### WHAT THE EXERCISE ASKS
Restate each of the lines below word for word and drop every picture.
==== DATASET SECTION
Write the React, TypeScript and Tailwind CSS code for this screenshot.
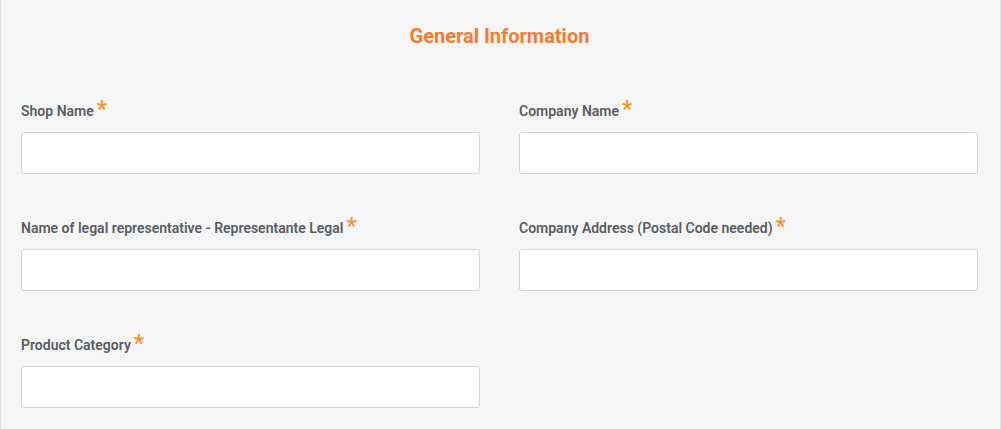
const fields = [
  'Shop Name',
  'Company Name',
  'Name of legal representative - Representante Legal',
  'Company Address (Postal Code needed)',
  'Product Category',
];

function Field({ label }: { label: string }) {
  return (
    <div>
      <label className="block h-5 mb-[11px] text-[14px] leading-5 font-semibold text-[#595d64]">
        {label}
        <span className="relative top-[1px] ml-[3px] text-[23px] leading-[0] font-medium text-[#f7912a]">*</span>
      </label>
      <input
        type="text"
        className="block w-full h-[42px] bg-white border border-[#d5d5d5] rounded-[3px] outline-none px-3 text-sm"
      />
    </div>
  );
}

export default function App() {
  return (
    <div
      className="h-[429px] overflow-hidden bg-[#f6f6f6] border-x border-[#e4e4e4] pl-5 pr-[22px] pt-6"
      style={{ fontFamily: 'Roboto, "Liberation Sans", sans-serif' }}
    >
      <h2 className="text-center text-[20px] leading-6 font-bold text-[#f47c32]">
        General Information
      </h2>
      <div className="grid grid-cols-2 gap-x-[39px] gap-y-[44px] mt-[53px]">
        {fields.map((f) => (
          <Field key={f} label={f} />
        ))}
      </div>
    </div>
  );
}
========
### TASK SOLUTION
Write the React, TypeScript and Tailwind CSS code for this screenshot.
const fields = [
  'Shop Name',
  'Company Name',
  'Name of legal representative - Representante Legal',
  'Company Address (Postal Code needed)',
  'Product Category',
];

function Field({ label }: { label: string }) {
  return (
    <div>
      <label className="block h-5 mb-[11px] text-[14px] leading-5 font-semibold text-[#595d64]">
        {label}
        <span className="relative top-[1px] ml-[3px] text-[23px] leading-[0] font-medium text-[#f7912a]">*</span>
      </label>
      <input
        type="text"
        className="block w-full h-[42px] bg-white border border-[#d5d5d5] rounded-[3px] outline-none px-3 text-sm"
      />
    </div>
  );
}

export default function App() {
  return (
    <div
      className="h-[429px] overflow-hidden bg-[#f6f6f6] border-x border-[#e4e4e4] pl-5 pr-[22px] pt-6"
      style={{ fontFamily: 'Roboto, "Liberation Sans", sans-serif' }}
    >
      <h2 className="text-center text-[20px] leading-6 font-bold text-[#f47c32]">
        General Information
      </h2>
      <div className="grid grid-cols-2 gap-x-[39px] gap-y-[44px] mt-[53px]">
        {fields.map((f) => (
          <Field key={f} label={f} />
        ))}
      </div>
    </div>
  );
}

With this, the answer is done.